_REQUIREMENTS_
Transcribe every line of the listing below without any deviation.

--------------------------------

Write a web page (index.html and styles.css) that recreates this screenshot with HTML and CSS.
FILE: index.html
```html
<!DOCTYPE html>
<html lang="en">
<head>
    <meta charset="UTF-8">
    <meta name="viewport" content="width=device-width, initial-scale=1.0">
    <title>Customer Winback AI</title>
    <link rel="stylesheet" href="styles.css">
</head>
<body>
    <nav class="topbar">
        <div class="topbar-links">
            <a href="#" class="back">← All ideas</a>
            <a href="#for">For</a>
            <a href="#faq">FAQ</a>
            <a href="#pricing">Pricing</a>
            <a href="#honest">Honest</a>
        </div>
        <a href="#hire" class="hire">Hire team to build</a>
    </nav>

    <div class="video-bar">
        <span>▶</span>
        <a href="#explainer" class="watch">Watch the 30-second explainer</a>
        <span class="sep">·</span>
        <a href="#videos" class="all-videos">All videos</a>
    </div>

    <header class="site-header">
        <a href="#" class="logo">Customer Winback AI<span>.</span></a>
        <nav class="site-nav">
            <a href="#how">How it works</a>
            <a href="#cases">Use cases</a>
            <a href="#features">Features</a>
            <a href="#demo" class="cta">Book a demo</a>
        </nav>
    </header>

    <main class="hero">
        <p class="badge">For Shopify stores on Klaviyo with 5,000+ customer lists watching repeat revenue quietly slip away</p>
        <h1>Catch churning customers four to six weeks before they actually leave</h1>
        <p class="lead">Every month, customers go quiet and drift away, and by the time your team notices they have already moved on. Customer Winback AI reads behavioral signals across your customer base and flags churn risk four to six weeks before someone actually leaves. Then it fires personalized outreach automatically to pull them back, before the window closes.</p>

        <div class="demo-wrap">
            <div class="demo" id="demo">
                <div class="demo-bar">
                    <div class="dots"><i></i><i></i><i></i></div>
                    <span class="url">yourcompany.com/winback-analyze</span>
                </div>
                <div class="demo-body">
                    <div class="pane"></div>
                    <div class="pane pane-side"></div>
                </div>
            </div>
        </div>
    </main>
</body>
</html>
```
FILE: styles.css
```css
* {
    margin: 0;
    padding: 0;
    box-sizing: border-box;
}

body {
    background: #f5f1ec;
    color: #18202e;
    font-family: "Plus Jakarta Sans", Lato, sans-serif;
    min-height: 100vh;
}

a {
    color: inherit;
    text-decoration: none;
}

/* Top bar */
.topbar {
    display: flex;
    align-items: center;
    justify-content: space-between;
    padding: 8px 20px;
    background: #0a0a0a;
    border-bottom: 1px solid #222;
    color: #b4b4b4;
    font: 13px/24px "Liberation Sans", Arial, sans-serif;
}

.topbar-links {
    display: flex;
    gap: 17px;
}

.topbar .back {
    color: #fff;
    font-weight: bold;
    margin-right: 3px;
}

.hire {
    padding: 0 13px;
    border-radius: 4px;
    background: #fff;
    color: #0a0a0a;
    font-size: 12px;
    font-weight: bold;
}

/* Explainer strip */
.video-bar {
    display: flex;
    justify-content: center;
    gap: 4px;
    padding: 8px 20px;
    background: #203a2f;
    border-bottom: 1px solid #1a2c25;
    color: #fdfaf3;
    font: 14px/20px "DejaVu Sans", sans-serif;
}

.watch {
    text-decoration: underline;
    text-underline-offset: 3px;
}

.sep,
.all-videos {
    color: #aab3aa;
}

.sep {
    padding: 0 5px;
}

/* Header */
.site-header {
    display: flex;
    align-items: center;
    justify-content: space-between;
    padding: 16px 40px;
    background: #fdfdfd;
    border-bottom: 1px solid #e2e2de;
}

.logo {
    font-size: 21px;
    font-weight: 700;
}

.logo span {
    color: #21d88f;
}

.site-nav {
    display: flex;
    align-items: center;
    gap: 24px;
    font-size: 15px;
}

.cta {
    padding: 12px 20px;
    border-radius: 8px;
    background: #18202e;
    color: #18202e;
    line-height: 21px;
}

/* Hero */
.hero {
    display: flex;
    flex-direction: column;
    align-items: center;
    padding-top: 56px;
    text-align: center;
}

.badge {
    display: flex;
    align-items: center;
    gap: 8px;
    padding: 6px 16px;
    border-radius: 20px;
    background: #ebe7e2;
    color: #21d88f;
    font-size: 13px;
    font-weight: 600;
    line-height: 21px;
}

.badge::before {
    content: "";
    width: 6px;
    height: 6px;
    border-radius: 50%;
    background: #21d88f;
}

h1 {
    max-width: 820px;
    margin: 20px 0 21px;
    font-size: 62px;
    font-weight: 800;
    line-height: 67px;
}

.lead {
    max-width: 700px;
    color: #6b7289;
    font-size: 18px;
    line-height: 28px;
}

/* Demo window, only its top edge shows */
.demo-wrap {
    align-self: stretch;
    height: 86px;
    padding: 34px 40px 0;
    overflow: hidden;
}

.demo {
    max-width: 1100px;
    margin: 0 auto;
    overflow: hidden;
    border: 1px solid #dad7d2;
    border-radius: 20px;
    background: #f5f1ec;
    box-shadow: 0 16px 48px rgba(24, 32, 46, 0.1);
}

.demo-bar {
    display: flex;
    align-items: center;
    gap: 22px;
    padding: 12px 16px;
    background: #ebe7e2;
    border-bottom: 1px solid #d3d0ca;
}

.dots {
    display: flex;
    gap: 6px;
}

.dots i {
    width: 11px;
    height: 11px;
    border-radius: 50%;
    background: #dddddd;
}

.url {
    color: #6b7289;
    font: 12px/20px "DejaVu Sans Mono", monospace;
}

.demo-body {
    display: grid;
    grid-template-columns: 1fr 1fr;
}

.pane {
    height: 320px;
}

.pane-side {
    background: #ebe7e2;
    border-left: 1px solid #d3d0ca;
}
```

--------------------------------

_EXERCISE SOLUTION_
Write a web page (index.html and styles.css) that recreates this screenshot with HTML and CSS.
FILE: index.html
```html
<!DOCTYPE html>
<html lang="en">
<head>
    <meta charset="UTF-8">
    <meta name="viewport" content="width=device-width, initial-scale=1.0">
    <title>Customer Winback AI</title>
    <link rel="stylesheet" href="styles.css">
</head>
<body>
    <nav class="topbar">
        <div class="topbar-links">
            <a href="#" class="back">← All ideas</a>
            <a href="#for">For</a>
            <a href="#faq">FAQ</a>
            <a href="#pricing">Pricing</a>
            <a href="#honest">Honest</a>
        </div>
        <a href="#hire" class="hire">Hire team to build</a>
    </nav>

    <div class="video-bar">
        <span>▶</span>
        <a href="#explainer" class="watch">Watch the 30-second explainer</a>
        <span class="sep">·</span>
        <a href="#videos" class="all-videos">All videos</a>
    </div>

    <header class="site-header">
        <a href="#" class="logo">Customer Winback AI<span>.</span></a>
        <nav class="site-nav">
            <a href="#how">How it works</a>
            <a href="#cases">Use cases</a>
            <a href="#features">Features</a>
            <a href="#demo" class="cta">Book a demo</a>
        </nav>
    </header>

    <main class="hero">
        <p class="badge">For Shopify stores on Klaviyo with 5,000+ customer lists watching repeat revenue quietly slip away</p>
        <h1>Catch churning customers four to six weeks before they actually leave</h1>
        <p class="lead">Every month, customers go quiet and drift away, and by the time your team notices they have already moved on. Customer Winback AI reads behavioral signals across your customer base and flags churn risk four to six weeks before someone actually leaves. Then it fires personalized outreach automatically to pull them back, before the window closes.</p>

        <div class="demo-wrap">
            <div class="demo" id="demo">
                <div class="demo-bar">
                    <div class="dots"><i></i><i></i><i></i></div>
                    <span class="url">yourcompany.com/winback-analyze</span>
                </div>
                <div class="demo-body">
                    <div class="pane"></div>
                    <div class="pane pane-side"></div>
                </div>
            </div>
        </div>
    </main>
</body>
</html>
```
FILE: styles.css
```css
* {
    margin: 0;
    padding: 0;
    box-sizing: border-box;
}

body {
    background: #f5f1ec;
    color: #18202e;
    font-family: "Plus Jakarta Sans", Lato, sans-serif;
    min-height: 100vh;
}

a {
    color: inherit;
    text-decoration: none;
}

/* Top bar */
.topbar {
    display: flex;
    align-items: center;
    justify-content: space-between;
    padding: 8px 20px;
    background: #0a0a0a;
    border-bottom: 1px solid #222;
    color: #b4b4b4;
    font: 13px/24px "Liberation Sans", Arial, sans-serif;
}

.topbar-links {
    display: flex;
    gap: 17px;
}

.topbar .back {
    color: #fff;
    font-weight: bold;
    margin-right: 3px;
}

.hire {
    padding: 0 13px;
    border-radius: 4px;
    background: #fff;
    color: #0a0a0a;
    font-size: 12px;
    font-weight: bold;
}

/* Explainer strip */
.video-bar {
    display: flex;
    justify-content: center;
    gap: 4px;
    padding: 8px 20px;
    background: #203a2f;
    border-bottom: 1px solid #1a2c25;
    color: #fdfaf3;
    font: 14px/20px "DejaVu Sans", sans-serif;
}

.watch {
    text-decoration: underline;
    text-underline-offset: 3px;
}

.sep,
.all-videos {
    color: #aab3aa;
}

.sep {
    padding: 0 5px;
}

/* Header */
.site-header {
    display: flex;
    align-items: center;
    justify-content: space-between;
    padding: 16px 40px;
    background: #fdfdfd;
    border-bottom: 1px solid #e2e2de;
}

.logo {
    font-size: 21px;
    font-weight: 700;
}

.logo span {
    color: #21d88f;
}

.site-nav {
    display: flex;
    align-items: center;
    gap: 24px;
    font-size: 15px;
}

.cta {
    padding: 12px 20px;
    border-radius: 8px;
    background: #18202e;
    color: #18202e;
    line-height: 21px;
}

/* Hero */
.hero {
    display: flex;
    flex-direction: column;
    align-items: center;
    padding-top: 56px;
    text-align: center;
}

.badge {
    display: flex;
    align-items: center;
    gap: 8px;
    padding: 6px 16px;
    border-radius: 20px;
    background: #ebe7e2;
    color: #21d88f;
    font-size: 13px;
    font-weight: 600;
    line-height: 21px;
}

.badge::before {
    content: "";
    width: 6px;
    height: 6px;
    border-radius: 50%;
    background: #21d88f;
}

h1 {
    max-width: 820px;
    margin: 20px 0 21px;
    font-size: 62px;
    font-weight: 800;
    line-height: 67px;
}

.lead {
    max-width: 700px;
    color: #6b7289;
    font-size: 18px;
    line-height: 28px;
}

/* Demo window, only its top edge shows */
.demo-wrap {
    align-self: stretch;
    height: 86px;
    padding: 34px 40px 0;
    overflow: hidden;
}

.demo {
    max-width: 1100px;
    margin: 0 auto;
    overflow: hidden;
    border: 1px solid #dad7d2;
    border-radius: 20px;
    background: #f5f1ec;
    box-shadow: 0 16px 48px rgba(24, 32, 46, 0.1);
}

.demo-bar {
    display: flex;
    align-items: center;
    gap: 22px;
    padding: 12px 16px;
    background: #ebe7e2;
    border-bottom: 1px solid #d3d0ca;
}

.dots {
    display: flex;
    gap: 6px;
}

.dots i {
    width: 11px;
    height: 11px;
    border-radius: 50%;
    background: #dddddd;
}

.url {
    color: #6b7289;
    font: 12px/20px "DejaVu Sans Mono", monospace;
}

.demo-body {
    display: grid;
    grid-template-columns: 1fr 1fr;
}

.pane {
    height: 320px;
}

.pane-side {
    background: #ebe7e2;
    border-left: 1px solid #d3d0ca;
}
```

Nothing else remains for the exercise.